December 26, 2013 By Brandy Baron
OCALA, Fla., December 26,
2013 — Illegal immigration will be a top political issue in 2014.
With midterm elections around the corner and an
enraged pro-amnesty base firmly out of the shadows, unlawful immigration will
dominate Republican Party politics as well.
The political discussion rarely hits the heart of
the matter, focusing instead on the politics of race. Opposition to amnesty for
illegal aliens often perceived as anti-Hispanic bigotry.
“This ‘perception’ is false and pernicious,” says
Dr. Stephen Steinlight of the Center for Immigration Studies. “No solid data or
body of empirical evidence suggest let alone prove bigotry motivates the great
majority that opposes amnesty. It is a smear disseminated by amnesty advocates
to advance their cause.
“‘Immigrant advocates’ lack compelling arguments to
support their position. By labeling opponents ‘bigots,’ they rationalize
refusal to debate them and camouflage fear of responding to opponents’ ideas
with a fraudulent moral justification. ‘One Nation, After All,’ an exhaustive
study of American attitudes towards Third-Rail issues by Alan Wolfe, finds no
evidence that bigotry plays a role in opposition to Hispanic immigration.
Americans oppose illegal immigration, not immigrant ethnicity.”

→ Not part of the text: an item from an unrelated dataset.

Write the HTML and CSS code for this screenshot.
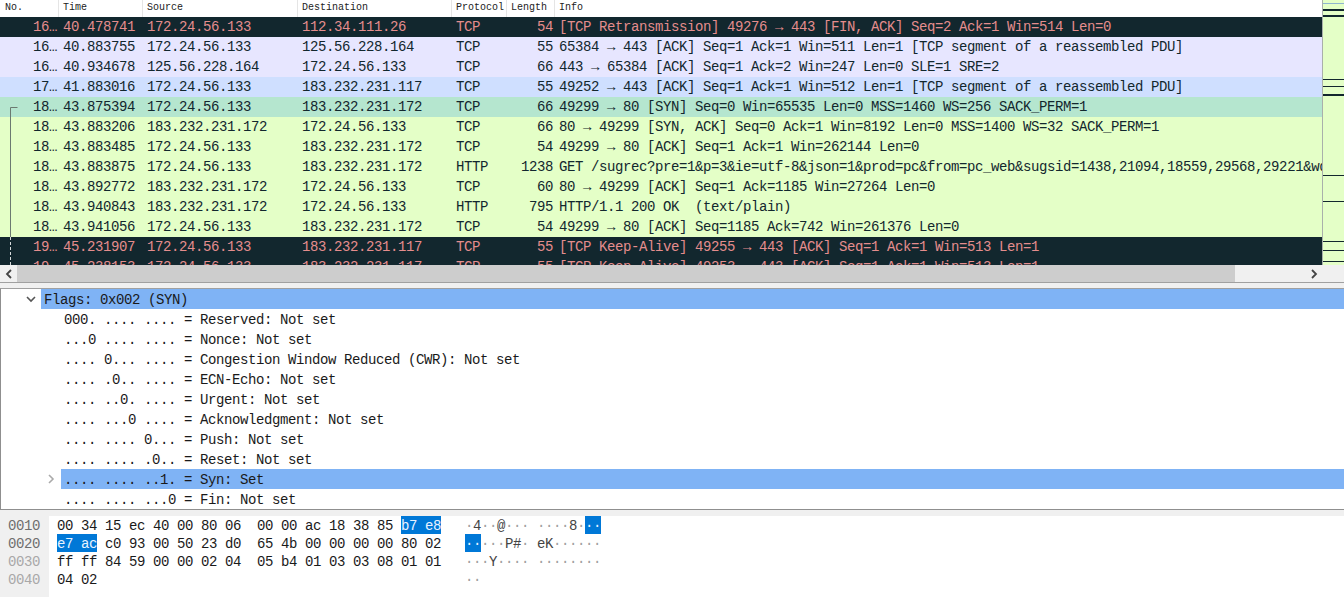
FILE: index.html
```html
<!DOCTYPE html>
<html lang="en">
<head>
<meta charset="utf-8">
<title>Wireshark</title>
<link rel="stylesheet" href="styles.css">
</head>
<body>
<div class="app">
  <section class="packets">
    <div class="list">
      <div class="row head"><span>No.</span><span>Time</span><span>Source</span><span>Destination</span><span>Protocol</span><span>Length</span><span>Info</span></div>
      <div class="row dark"><span class="no">16…</span><span>40.478741</span><span>172.24.56.133</span><span>112.34.111.26</span><span>TCP</span><span class="len">54</span><span>[TCP Retransmission] 49276 → 443 [FIN, ACK] Seq=2 Ack=1 Win=514 Len=0</span></div>
      <div class="row lav"><span class="no">16…</span><span>40.883755</span><span>172.24.56.133</span><span>125.56.228.164</span><span>TCP</span><span class="len">55</span><span>65384 → 443 [ACK] Seq=1 Ack=1 Win=511 Len=1 [TCP segment of a reassembled PDU]</span></div>
      <div class="row lav"><span class="no">16…</span><span>40.934678</span><span>125.56.228.164</span><span>172.24.56.133</span><span>TCP</span><span class="len">66</span><span>443 → 65384 [ACK] Seq=1 Ack=2 Win=247 Len=0 SLE=1 SRE=2</span></div>
      <div class="row blue"><span class="no">17…</span><span>41.883016</span><span>172.24.56.133</span><span>183.232.231.117</span><span>TCP</span><span class="len">55</span><span>49252 → 443 [ACK] Seq=1 Ack=1 Win=512 Len=1 [TCP segment of a reassembled PDU]</span></div>
      <div class="row green"><span class="no">18…</span><span>43.875394</span><span>172.24.56.133</span><span>183.232.231.172</span><span>TCP</span><span class="len">66</span><span>49299 → 80 [SYN] Seq=0 Win=65535 Len=0 MSS=1460 WS=256 SACK_PERM=1</span></div>
      <div class="row lime"><span class="no">18…</span><span>43.883206</span><span>183.232.231.172</span><span>172.24.56.133</span><span>TCP</span><span class="len">66</span><span>80 → 49299 [SYN, ACK] Seq=0 Ack=1 Win=8192 Len=0 MSS=1400 WS=32 SACK_PERM=1</span></div>
      <div class="row lime"><span class="no">18…</span><span>43.883485</span><span>172.24.56.133</span><span>183.232.231.172</span><span>TCP</span><span class="len">54</span><span>49299 → 80 [ACK] Seq=1 Ack=1 Win=262144 Len=0</span></div>
      <div class="row lime"><span class="no">18…</span><span>43.883875</span><span>172.24.56.133</span><span>183.232.231.172</span><span>HTTP</span><span class="len">1238</span><span>GET /sugrec?pre=1&amp;p=3&amp;ie=utf-8&amp;json=1&amp;prod=pc&amp;from=pc_web&amp;sugsid=1438,21094,18559,29568,29221&amp;wd=</span></div>
      <div class="row lime"><span class="no">18…</span><span>43.892772</span><span>183.232.231.172</span><span>172.24.56.133</span><span>TCP</span><span class="len">60</span><span>80 → 49299 [ACK] Seq=1 Ack=1185 Win=27264 Len=0</span></div>
      <div class="row lime"><span class="no">18…</span><span>43.940843</span><span>183.232.231.172</span><span>172.24.56.133</span><span>HTTP</span><span class="len">795</span><span>HTTP/1.1 200 OK  (text/plain)</span></div>
      <div class="row lime"><span class="no">18…</span><span>43.941056</span><span>172.24.56.133</span><span>183.232.231.172</span><span>TCP</span><span class="len">54</span><span>49299 → 80 [ACK] Seq=1185 Ack=742 Win=261376 Len=0</span></div>
      <div class="row dark"><span class="no">19…</span><span>45.231907</span><span>172.24.56.133</span><span>183.232.231.117</span><span>TCP</span><span class="len">55</span><span>[TCP Keep-Alive] 49255 → 443 [ACK] Seq=1 Ack=1 Win=513 Len=1</span></div>
      <div class="row dark"><span class="no">19…</span><span>45.238153</span><span>172.24.56.133</span><span>183.232.231.117</span><span>TCP</span><span class="len">55</span><span>[TCP Keep-Alive] 49253 → 443 [ACK] Seq=1 Ack=1 Win=513 Len=1</span></div>
      <svg class="conv" width="20" height="265" viewBox="0 0 20 265" aria-hidden="true">
        <path d="M17.5 107.5H10.5V237" fill="none" stroke="#6b7a70"/>
        <path d="M10.5 237V265" fill="none" stroke="#d5dadb" stroke-dasharray="3 2"/>
      </svg>
    </div>
    <svg class="minimap" width="21" height="265" viewBox="0 0 21 265" aria-hidden="true">
      <rect width="21" height="265" fill="#e4ffc7"/>
      <rect y="3" width="21" height="1" fill="#8fb5cf"/>
      <rect y="9" width="21" height="2" fill="#12272e"/>
      <rect y="15" width="21" height="2" fill="#12272e"/>
      <rect y="79" width="21" height="1" fill="#12272e"/>
      <rect y="86" width="21" height="1" fill="#12272e"/>
      <rect y="94" width="21" height="2" fill="#12272e"/>
      <rect y="175" width="21" height="1" fill="#12272e"/>
      <rect y="201" width="21" height="1" fill="#12272e"/>
      <rect y="241" width="21" height="1" fill="#12272e"/>
      <rect y="250" width="21" height="1" fill="#12272e"/>
      <rect y="261" width="21" height="1" fill="#12272e"/>
    </svg>
  </section>

  <div class="hscroll">
    <div class="arrow">
      <svg width="8" height="10" viewBox="0 0 8 10" aria-hidden="true"><path d="M6 1L2 5L6 9" fill="none" stroke="#444" stroke-width="1.8"/></svg>
    </div>
    <div class="thumb"></div>
    <div class="arrow end">
      <svg width="8" height="10" viewBox="0 0 8 10" aria-hidden="true"><path d="M2 1L6 5L2 9" fill="none" stroke="#444" stroke-width="1.8"/></svg>
    </div>
  </div>

  <section class="details">
    <div class="line lvl0 sel"><svg class="chev" width="10" height="8" viewBox="0 0 10 8" aria-hidden="true"><path d="M1 2L5 6L9 2" fill="none" stroke="#555" stroke-width="1.6"/></svg>Flags: 0x002 (SYN)</div>
    <div class="line lvl1">000. .... .... = Reserved: Not set</div>
    <div class="line lvl1">...0 .... .... = Nonce: Not set</div>
    <div class="line lvl1">.... 0... .... = Congestion Window Reduced (CWR): Not set</div>
    <div class="line lvl1">.... .0.. .... = ECN-Echo: Not set</div>
    <div class="line lvl1">.... ..0. .... = Urgent: Not set</div>
    <div class="line lvl1">.... ...0 .... = Acknowledgment: Not set</div>
    <div class="line lvl1">.... .... 0... = Push: Not set</div>
    <div class="line lvl1">.... .... .0.. = Reset: Not set</div>
    <div class="line lvl1 sel"><svg class="chev right" width="8" height="10" viewBox="0 0 8 10" aria-hidden="true"><path d="M2 1L6 5L2 9" fill="none" stroke="#aaa" stroke-width="1.6"/></svg>.... .... ..1. = Syn: Set</div>
    <div class="line lvl1">.... .... ...0 = Fin: Not set</div>
  </section>

  <section class="hex">
    <div class="offsets">
      <div class="off">0010</div>
      <div class="off">0020</div>
      <div class="off faint">0030</div>
      <div class="off faint">0040</div>
    </div>
    <div class="bytes">
      <div class="hexrow"><span class="hx">00 34 15 ec 40 00 80 06  00 00 ac 18 38 85 <b class="mark">b7 e8</b></span><span class="asc">·<i>4</i>··<i>@</i>··· ····<i>8</i>·<b class="mark">··</b></span></div>
      <div class="hexrow"><span class="hx"><b class="mark">e7 ac</b> c0 93 00 50 23 d0  65 4b 00 00 00 00 80 02</span><span class="asc"><b class="mark">··</b>···<i>P#</i>· <i>eK</i>······</span></div>
      <div class="hexrow"><span class="hx">ff ff 84 59 00 00 02 04  05 b4 01 03 03 08 01 01</span><span class="asc">···<i>Y</i>···· ········</span></div>
      <div class="hexrow"><span class="hx">04 02</span><span class="asc">··</span></div>
    </div>
  </section>
</div>
</body>
</html>
```

FILE: styles.css
```css
* { box-sizing: border-box; }
html, body { margin: 0; height: 100%; background: #fff; }
.app {
  width: 1344px;
  height: 597px;
  overflow: hidden;
  display: flex;
  flex-direction: column;
  font-family: "Liberation Mono", monospace;
  font-size: 14px;
  letter-spacing: -0.4px;
  color: #1a1a1a;
  background: #f0f0f0;
}

/* packet list */
.packets { display: flex; height: 265px; flex: none; }
.list {
  position: relative;
  width: 1323px;
  height: 265px;
  overflow: hidden;
  background: #fff;
  border-right: 1px solid #a9b0ab;
  flex: none;
}
.row {
  display: grid;
  grid-template-columns: 59px 84px 155px 154px 55px 48px 900px;
  height: 20px;
  line-height: 20px;
  white-space: pre;
  color: #12272e;
}
.row > span { padding-left: 4px; overflow: hidden; }
.row > span:last-child { overflow: visible; }
.row > .no, .row > .len { text-align: right; padding: 0 2px 0 0; }
.head {
  height: 17px;
  line-height: 15px;
  font-size: 10px;
  letter-spacing: 0;
  background: #fff;
  color: #222;
}
.head > span { border-right: 1px solid #e5e5e5; }
.head > span:first-child { padding-left: 5px; }
.head > span:last-child { border-right: 0; }
.dark { background: #12272e; color: #e58d8d; }
.lav { background: #e7e6ff; }
.blue { background: #cfdfff; }
.green { background: #b5e6cf; }
.lime { background: #e4ffc7; }
.conv { position: absolute; left: 0; top: 0; }
.minimap { display: block; flex: none; width: 21px; }

/* horizontal scrollbar */
.hscroll {
  display: flex;
  flex: none;
  height: 18px;
  background: #f0f0f0;
  border-bottom: 1px solid #a0a0a0;
}
.arrow {
  width: 17px;
  display: flex;
  align-items: center;
  justify-content: center;
  flex: none;
}
.arrow.end { margin-left: auto; margin-right: 22px; }
.thumb { width: 1218px; background: #cdcdcd; }

/* packet details */
.details {
  flex: none;
  height: 222px;
  margin-top: 5px;
  background: #fff;
  border-top: 1px solid #a0a0a0;
  border-left: 1px solid #8f8f8f;
  border-bottom: 1px solid #8f8f8f;
  overflow: hidden;
}
.line {
  position: relative;
  height: 20px;
  line-height: 22px;
  white-space: pre;
  color: #1a1a1a;
}
.lvl0 { margin-left: 40px; padding-left: 3px; }
.lvl1 { margin-left: 60px; padding-left: 3px; }
.sel { background: #7fb3f5; }
.chev { position: absolute; left: -15px; top: 6px; }
.chev.right { left: -14px; top: 5px; }

/* hex dump */
.hex {
  flex: 1;
  display: flex;
  margin-top: 6px;
  background: #fff;
}
.offsets { width: 49px; flex: none; background: #f0f0f0; padding-left: 8px; }
.off { height: 18px; line-height: 20px; color: #6e6e6e; }
.off.faint { color: #a8a8a8; }
.bytes { padding-left: 8px; }
.hexrow { display: flex; height: 18px; line-height: 20px; white-space: pre; color: #1a1a1a; }
.hx { width: 408px; flex: none; }
.asc { color: #a0a0a0; }
.asc i { font-style: normal; color: #444; }
.mark {
  display: inline-block;
  height: 18px;
  vertical-align: top;
  font-weight: normal;
  background: #0078d7;
  color: #e8f2ff;
}
```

Indeed, standing against amnesty for illegal aliens
means ensuring a bright national future.
“For NPG, immigration is strictly about the
numbers,” Craig Lewis, the executive director of Negative Population Growth,
explains. “It is not a leading contributor — it is THE leading contributor to
our nation’s population growth. Studies have shown that immigration — legal,
illegal, and the children born to immigrants — is responsible for 80 percent of
U.S. population growth.
“America has an estimated population of over 11
million undocumented immigrants, with some estimates ranging to nearly 20
million. Each year, we permit over one million legal immigrants to arrive. The
average immigrant family (regardless of race, ethnicity, creed, religion, or
nation of origin) has more children than the average American-born citizen, and
the children of those immigrants also tend to have larger families.
“The fact is simple: The United States must slow,
halt, and eventually reverse our population growth to preserve an enjoyable quality
of life for future generations. To do so, we must reduce our immigration
levels.”
There is more to illegal immigration than this,
however.
“First, everyone thinks they understand the
immigration system because they’re descended from immigrants or know
immigrants, or are immigrants themselves, just as everyone thinks they
understand the tax system because they’ve been paying and reporting their taxes
for years,” says Jan C. Ting, a Temple University professor who served in the
George H.W. Bush Administration. “But they don’t. Both systems are immensely
more complicated than ordinary citizens believe or understand.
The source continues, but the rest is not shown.